**Data section**:
"""

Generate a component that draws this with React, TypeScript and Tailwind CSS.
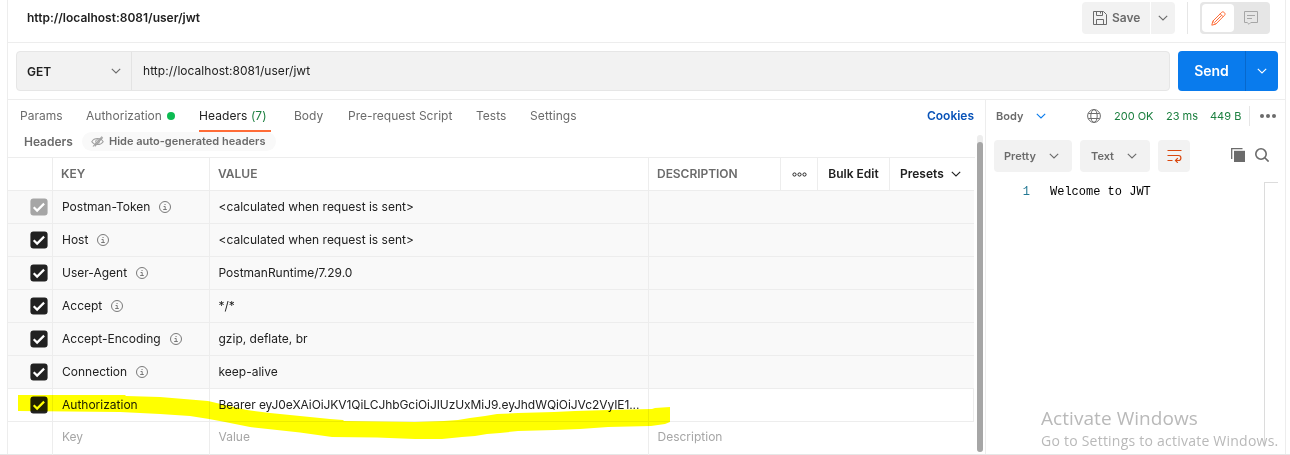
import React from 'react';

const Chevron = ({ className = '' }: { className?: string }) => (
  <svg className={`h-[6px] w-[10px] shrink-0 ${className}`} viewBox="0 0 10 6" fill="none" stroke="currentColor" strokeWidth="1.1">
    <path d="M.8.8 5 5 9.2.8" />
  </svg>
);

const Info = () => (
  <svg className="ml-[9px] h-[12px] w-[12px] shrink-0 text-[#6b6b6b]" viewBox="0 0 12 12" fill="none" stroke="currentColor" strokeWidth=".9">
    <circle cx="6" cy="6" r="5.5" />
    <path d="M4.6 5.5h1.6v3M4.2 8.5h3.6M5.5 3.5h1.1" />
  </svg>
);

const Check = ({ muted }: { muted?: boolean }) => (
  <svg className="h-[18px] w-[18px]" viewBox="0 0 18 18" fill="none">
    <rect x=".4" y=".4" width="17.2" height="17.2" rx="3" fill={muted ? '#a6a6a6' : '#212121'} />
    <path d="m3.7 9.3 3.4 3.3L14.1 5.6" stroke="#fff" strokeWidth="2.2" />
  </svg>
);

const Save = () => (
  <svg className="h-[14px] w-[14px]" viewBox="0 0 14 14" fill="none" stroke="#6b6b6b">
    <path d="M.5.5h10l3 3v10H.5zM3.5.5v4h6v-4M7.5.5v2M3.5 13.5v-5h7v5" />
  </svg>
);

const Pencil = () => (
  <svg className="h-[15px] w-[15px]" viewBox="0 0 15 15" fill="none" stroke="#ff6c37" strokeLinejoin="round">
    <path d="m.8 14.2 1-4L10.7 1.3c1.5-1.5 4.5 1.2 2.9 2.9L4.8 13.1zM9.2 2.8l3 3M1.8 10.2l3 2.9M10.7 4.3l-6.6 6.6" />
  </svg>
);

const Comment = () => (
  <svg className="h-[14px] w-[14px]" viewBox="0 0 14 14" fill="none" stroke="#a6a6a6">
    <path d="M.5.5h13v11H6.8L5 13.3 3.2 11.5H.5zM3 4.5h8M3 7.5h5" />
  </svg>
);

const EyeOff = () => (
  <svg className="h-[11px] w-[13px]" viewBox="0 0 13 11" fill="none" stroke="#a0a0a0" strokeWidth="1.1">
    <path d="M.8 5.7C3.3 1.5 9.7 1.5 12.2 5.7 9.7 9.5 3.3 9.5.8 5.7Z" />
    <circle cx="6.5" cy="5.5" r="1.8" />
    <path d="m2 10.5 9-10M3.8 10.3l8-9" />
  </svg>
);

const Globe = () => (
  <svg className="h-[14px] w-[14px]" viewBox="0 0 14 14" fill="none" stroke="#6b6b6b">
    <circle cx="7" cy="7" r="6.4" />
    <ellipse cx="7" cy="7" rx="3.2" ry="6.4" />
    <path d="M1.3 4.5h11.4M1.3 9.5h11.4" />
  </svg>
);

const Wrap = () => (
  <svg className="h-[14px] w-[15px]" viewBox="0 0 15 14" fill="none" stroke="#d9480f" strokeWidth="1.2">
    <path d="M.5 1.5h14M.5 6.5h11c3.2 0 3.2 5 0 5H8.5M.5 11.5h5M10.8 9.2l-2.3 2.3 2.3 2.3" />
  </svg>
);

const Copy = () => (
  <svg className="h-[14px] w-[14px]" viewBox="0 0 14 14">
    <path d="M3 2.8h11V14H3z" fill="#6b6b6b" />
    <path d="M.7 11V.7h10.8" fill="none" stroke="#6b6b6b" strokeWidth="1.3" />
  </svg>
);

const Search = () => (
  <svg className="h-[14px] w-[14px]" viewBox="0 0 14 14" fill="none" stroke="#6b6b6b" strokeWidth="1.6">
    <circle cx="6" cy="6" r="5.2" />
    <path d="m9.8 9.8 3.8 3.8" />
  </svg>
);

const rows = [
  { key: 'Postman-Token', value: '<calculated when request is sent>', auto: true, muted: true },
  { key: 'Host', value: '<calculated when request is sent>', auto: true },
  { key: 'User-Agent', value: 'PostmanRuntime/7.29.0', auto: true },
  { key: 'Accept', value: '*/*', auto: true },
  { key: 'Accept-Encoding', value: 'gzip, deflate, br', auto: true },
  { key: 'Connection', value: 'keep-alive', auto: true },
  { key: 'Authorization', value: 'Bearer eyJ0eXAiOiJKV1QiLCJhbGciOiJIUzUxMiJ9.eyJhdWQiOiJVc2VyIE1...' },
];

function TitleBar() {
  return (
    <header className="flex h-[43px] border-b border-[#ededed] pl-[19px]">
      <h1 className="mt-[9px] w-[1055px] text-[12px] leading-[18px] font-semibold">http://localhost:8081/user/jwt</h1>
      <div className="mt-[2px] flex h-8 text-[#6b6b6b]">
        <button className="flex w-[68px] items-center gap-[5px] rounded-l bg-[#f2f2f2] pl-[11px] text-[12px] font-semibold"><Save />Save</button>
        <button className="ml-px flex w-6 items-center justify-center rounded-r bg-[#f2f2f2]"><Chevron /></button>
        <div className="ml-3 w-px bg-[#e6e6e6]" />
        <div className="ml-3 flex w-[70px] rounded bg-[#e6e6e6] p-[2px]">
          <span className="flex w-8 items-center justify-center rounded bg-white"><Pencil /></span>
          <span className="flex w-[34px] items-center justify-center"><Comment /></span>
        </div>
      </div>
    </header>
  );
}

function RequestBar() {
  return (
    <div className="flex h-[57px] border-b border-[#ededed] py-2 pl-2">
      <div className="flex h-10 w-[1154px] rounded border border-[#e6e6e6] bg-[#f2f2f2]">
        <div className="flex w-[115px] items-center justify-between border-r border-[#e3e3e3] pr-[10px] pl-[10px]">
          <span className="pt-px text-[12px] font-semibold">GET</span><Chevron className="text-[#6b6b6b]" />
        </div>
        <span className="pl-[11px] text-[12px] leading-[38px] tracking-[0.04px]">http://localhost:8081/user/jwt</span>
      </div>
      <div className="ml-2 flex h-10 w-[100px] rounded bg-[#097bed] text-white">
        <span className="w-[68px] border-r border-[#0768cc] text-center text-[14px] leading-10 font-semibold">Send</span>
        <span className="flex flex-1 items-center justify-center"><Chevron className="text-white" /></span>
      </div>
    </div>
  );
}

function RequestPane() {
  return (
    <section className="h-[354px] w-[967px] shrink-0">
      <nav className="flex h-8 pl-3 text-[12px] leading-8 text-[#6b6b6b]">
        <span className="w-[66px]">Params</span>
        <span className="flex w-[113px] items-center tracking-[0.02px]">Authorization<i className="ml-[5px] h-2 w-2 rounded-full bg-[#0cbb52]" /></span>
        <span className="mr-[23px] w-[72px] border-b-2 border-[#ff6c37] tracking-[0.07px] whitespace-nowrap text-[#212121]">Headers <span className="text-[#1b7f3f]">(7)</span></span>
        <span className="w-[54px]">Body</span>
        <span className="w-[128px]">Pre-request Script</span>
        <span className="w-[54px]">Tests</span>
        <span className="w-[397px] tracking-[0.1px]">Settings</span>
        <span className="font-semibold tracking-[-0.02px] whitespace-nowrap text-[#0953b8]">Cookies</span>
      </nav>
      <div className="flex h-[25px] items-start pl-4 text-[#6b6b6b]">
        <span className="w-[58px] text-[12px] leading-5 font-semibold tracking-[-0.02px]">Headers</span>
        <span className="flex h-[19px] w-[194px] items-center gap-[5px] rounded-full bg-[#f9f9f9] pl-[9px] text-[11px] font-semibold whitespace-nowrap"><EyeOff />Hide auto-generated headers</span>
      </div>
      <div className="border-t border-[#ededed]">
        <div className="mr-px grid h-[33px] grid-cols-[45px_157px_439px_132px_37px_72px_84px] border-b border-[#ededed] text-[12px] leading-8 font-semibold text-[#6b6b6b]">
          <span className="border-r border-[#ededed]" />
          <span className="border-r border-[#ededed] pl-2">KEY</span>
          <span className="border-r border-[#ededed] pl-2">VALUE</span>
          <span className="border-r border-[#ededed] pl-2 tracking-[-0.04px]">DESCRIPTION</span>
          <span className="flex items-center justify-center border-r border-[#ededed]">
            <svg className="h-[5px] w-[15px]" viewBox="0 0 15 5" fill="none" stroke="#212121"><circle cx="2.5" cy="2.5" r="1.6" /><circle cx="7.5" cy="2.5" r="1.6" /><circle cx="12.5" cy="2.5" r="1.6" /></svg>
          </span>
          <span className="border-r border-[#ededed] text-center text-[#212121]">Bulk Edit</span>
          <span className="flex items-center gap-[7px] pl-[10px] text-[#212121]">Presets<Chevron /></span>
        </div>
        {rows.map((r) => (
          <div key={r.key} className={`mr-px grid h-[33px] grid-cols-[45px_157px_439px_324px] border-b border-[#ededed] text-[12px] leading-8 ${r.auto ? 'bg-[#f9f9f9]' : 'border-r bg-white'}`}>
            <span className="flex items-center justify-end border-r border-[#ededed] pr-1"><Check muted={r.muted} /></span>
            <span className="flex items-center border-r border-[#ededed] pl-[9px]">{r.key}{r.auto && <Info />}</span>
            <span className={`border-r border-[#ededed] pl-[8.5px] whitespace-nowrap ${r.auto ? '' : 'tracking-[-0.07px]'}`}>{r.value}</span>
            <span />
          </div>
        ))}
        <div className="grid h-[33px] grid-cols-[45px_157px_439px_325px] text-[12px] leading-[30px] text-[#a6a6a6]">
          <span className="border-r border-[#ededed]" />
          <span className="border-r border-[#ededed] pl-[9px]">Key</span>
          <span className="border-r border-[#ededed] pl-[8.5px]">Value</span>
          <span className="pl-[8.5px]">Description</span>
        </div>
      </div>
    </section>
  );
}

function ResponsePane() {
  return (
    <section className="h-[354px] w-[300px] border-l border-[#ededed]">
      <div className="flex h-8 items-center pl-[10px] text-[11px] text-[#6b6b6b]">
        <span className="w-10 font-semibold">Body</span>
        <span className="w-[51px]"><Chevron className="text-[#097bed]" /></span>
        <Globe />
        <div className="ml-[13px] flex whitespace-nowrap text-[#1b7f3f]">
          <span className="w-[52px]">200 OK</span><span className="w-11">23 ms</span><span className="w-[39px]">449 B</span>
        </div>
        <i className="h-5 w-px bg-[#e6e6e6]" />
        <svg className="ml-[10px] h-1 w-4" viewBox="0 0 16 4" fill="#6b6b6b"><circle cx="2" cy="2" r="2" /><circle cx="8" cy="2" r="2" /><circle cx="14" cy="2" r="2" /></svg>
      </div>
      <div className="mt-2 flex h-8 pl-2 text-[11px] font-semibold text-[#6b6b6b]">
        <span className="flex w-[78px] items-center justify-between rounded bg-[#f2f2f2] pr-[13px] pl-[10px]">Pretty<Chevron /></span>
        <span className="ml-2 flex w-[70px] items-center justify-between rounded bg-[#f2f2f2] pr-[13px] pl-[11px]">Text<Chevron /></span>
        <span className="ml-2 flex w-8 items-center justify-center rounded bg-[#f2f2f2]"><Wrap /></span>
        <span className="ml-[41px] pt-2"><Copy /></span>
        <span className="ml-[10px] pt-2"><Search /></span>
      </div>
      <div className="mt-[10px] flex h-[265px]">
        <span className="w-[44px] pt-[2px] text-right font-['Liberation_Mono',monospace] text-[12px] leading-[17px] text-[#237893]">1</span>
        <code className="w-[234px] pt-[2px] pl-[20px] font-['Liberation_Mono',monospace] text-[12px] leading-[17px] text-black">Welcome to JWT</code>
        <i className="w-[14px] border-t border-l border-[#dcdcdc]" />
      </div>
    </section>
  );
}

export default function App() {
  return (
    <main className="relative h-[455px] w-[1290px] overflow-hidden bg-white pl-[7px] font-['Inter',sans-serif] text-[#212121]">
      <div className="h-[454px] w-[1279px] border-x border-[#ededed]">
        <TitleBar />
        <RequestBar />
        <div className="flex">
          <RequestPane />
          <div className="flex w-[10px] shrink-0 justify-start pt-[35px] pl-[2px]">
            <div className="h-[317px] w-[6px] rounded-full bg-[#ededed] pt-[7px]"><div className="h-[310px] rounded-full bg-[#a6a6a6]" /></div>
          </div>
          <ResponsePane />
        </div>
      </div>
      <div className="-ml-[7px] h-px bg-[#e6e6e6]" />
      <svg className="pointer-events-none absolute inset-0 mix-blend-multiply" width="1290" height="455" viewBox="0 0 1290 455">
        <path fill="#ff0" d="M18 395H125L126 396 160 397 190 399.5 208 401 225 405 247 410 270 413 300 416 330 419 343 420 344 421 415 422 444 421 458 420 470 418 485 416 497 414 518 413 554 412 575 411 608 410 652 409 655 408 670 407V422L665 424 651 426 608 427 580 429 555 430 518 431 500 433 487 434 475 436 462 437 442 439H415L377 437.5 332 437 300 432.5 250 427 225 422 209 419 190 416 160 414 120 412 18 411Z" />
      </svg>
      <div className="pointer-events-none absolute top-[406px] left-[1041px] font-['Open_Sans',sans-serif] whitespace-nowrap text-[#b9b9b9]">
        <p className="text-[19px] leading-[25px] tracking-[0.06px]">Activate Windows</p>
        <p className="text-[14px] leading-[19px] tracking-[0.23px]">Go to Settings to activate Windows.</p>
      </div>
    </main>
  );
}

"""

**Stated exercise**: Reproduce exactly the run of lines that opens the listing and closes with the line holding "import React from 'react';". Pictures are excluded.

**Task solution**:
Generate a component that draws this with React, TypeScript and Tailwind CSS.
import React from 'react';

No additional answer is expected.